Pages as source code
###

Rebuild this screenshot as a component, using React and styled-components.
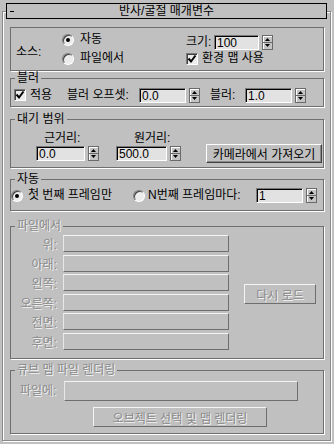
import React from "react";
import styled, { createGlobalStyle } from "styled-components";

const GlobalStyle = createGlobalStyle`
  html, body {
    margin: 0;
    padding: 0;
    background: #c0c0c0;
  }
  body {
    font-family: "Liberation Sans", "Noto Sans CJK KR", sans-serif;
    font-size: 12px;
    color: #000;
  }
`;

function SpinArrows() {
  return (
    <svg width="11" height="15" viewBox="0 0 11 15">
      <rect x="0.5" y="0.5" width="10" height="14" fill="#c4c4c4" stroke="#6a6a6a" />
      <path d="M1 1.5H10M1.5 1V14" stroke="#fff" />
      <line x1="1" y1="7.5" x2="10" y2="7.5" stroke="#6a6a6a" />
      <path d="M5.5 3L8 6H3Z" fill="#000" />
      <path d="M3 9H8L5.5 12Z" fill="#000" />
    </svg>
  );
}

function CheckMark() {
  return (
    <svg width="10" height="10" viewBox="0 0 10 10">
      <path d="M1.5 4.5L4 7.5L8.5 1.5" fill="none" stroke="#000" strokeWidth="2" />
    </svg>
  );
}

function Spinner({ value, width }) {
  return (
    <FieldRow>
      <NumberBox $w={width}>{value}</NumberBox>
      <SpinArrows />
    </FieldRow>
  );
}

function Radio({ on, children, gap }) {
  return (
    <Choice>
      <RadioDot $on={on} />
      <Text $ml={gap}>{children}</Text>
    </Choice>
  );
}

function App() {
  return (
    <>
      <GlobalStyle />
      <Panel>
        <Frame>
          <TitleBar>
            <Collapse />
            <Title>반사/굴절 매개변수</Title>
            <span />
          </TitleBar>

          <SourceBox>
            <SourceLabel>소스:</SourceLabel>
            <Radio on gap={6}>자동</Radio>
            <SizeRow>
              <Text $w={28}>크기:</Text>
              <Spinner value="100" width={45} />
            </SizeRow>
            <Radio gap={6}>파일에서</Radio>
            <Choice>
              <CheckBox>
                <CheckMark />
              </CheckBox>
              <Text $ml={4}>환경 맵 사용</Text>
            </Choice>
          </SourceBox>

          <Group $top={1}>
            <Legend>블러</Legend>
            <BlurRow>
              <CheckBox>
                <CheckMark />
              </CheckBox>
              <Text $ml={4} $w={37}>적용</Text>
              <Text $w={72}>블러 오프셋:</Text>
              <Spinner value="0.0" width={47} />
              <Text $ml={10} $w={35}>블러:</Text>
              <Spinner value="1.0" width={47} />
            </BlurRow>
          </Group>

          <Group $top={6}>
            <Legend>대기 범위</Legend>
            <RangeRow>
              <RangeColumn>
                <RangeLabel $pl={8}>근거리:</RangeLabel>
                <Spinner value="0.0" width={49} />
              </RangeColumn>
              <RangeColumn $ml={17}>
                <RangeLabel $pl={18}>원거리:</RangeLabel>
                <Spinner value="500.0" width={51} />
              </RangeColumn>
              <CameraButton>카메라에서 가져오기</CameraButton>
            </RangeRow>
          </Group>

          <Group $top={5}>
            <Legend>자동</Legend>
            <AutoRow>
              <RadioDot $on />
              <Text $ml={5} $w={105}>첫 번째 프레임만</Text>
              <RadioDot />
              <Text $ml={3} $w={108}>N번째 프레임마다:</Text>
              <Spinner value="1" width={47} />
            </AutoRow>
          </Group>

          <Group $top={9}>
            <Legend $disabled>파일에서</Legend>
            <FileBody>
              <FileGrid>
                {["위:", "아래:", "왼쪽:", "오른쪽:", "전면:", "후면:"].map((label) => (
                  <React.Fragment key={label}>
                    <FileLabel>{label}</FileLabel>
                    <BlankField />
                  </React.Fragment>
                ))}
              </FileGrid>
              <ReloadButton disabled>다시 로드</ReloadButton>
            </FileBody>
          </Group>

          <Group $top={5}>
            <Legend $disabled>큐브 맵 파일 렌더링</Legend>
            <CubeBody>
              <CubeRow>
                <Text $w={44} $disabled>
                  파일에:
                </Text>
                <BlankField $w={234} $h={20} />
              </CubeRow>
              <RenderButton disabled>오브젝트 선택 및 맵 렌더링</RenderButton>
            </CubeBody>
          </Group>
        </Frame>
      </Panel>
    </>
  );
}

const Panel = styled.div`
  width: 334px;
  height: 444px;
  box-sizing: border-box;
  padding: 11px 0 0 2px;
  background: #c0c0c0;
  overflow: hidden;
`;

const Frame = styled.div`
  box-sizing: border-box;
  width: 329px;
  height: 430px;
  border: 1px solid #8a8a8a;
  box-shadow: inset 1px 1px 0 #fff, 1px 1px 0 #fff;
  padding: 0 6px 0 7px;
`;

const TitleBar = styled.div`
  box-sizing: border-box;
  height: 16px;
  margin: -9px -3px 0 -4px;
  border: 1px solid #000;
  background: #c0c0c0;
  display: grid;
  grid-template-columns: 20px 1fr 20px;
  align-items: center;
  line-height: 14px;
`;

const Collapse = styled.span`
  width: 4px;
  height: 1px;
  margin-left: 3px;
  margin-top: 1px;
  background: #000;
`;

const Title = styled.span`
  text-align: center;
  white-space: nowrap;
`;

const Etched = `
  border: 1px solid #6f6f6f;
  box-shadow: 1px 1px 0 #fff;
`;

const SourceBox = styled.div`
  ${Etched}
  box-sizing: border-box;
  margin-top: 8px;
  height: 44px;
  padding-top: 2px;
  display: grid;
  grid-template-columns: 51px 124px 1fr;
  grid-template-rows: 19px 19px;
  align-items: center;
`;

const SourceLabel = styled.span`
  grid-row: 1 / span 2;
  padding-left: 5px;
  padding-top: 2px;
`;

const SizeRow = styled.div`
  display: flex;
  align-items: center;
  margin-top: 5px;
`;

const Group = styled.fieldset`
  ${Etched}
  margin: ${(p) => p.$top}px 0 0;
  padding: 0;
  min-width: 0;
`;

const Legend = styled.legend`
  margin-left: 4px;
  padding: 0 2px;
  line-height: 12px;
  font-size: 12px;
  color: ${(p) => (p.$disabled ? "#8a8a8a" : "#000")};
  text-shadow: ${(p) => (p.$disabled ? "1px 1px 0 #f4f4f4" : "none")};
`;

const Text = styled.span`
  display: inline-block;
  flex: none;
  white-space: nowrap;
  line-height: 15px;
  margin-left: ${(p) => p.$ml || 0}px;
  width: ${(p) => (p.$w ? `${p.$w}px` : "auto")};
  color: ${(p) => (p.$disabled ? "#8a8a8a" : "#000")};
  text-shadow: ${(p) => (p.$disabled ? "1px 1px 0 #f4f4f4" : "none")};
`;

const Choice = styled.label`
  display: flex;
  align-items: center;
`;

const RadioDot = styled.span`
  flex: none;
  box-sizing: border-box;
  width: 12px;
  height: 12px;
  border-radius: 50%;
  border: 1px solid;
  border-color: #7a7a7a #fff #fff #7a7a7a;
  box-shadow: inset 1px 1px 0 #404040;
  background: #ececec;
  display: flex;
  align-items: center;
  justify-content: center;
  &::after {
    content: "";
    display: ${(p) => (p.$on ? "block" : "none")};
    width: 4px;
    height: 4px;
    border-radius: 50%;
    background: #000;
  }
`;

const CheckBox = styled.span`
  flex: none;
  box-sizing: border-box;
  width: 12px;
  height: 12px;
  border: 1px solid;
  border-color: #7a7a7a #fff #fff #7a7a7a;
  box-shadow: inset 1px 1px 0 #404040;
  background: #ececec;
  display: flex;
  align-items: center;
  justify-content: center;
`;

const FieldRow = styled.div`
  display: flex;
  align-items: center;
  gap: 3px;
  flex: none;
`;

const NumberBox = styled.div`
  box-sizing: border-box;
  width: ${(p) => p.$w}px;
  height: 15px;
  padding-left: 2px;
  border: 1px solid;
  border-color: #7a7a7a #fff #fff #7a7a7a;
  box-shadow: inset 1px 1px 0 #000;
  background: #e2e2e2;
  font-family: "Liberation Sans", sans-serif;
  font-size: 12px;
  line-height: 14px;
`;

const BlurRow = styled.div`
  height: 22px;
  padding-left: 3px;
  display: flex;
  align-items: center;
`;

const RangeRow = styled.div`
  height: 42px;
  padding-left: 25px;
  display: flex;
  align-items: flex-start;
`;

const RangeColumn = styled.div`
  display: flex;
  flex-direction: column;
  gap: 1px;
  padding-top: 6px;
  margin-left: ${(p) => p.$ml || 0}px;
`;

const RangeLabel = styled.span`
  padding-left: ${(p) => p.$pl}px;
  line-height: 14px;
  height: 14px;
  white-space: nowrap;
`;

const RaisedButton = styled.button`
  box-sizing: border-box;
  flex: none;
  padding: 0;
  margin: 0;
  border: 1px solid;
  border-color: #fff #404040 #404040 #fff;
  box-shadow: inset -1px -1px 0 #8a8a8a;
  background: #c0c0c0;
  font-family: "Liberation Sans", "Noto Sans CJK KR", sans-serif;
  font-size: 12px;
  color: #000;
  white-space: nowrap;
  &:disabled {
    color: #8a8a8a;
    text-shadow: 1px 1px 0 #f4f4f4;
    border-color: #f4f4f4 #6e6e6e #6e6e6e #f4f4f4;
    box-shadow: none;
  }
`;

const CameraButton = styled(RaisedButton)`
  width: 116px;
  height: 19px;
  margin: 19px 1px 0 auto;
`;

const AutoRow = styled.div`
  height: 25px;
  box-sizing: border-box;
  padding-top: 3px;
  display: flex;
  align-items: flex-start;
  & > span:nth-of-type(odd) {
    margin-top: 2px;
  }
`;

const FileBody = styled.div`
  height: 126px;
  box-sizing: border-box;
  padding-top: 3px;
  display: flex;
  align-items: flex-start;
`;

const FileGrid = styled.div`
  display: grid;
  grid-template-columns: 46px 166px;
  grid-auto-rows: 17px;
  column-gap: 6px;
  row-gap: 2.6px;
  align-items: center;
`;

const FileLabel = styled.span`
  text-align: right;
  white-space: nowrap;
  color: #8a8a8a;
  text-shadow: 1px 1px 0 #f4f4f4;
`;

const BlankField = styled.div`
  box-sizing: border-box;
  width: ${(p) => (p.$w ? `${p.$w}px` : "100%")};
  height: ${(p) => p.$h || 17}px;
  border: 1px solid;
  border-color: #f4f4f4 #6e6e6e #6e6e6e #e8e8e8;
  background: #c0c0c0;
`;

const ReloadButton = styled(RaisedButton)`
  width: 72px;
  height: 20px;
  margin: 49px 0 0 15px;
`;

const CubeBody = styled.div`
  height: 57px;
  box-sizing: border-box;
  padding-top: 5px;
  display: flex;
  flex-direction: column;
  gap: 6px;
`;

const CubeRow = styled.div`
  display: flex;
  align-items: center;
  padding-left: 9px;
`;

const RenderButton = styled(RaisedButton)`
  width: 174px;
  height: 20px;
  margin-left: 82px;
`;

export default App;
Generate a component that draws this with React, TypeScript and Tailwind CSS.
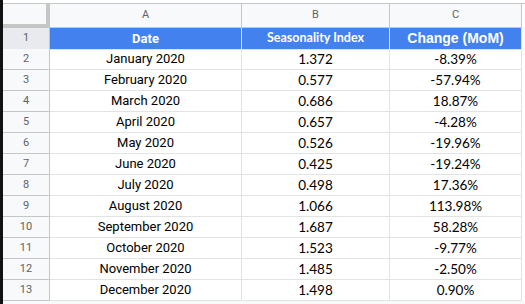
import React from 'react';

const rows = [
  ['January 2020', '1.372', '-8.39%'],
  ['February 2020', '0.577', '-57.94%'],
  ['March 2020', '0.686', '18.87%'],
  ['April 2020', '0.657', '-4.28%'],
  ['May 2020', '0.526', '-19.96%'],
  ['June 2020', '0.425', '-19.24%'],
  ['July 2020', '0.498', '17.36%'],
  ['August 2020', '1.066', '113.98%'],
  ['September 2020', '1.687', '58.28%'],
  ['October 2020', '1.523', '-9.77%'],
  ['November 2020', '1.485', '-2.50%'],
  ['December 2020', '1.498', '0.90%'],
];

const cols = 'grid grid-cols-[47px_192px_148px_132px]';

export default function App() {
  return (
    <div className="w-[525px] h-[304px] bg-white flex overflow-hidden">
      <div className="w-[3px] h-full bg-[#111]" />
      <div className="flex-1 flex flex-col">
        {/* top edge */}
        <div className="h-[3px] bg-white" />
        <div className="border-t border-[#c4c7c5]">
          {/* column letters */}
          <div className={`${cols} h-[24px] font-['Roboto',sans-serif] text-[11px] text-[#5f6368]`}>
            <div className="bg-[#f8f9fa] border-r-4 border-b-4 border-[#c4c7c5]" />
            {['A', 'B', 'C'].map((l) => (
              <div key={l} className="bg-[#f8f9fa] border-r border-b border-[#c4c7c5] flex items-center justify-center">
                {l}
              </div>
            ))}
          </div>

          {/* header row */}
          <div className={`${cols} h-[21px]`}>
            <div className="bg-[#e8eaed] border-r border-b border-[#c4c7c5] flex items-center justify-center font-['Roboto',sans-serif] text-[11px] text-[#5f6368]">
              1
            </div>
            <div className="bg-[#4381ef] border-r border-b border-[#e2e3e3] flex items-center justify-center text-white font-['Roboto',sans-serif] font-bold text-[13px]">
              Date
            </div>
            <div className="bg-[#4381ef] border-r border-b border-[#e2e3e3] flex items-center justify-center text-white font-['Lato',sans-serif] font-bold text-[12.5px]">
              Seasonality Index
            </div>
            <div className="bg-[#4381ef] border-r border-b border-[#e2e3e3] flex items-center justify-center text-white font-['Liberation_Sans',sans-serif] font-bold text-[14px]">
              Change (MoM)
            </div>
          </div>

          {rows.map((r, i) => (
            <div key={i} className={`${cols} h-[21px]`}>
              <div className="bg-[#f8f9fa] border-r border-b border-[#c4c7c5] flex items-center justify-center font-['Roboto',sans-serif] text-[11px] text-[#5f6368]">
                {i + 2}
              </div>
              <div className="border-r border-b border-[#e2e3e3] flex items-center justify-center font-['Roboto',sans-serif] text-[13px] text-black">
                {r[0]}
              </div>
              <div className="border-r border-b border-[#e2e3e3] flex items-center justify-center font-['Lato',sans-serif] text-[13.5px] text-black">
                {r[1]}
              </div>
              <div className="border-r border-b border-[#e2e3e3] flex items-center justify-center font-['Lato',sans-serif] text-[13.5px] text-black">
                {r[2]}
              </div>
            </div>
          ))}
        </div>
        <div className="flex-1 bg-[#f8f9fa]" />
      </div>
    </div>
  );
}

###

§ Exercise
Above are several records. Count the lines among them that contain "React" and give only the total.

§ Solution below
6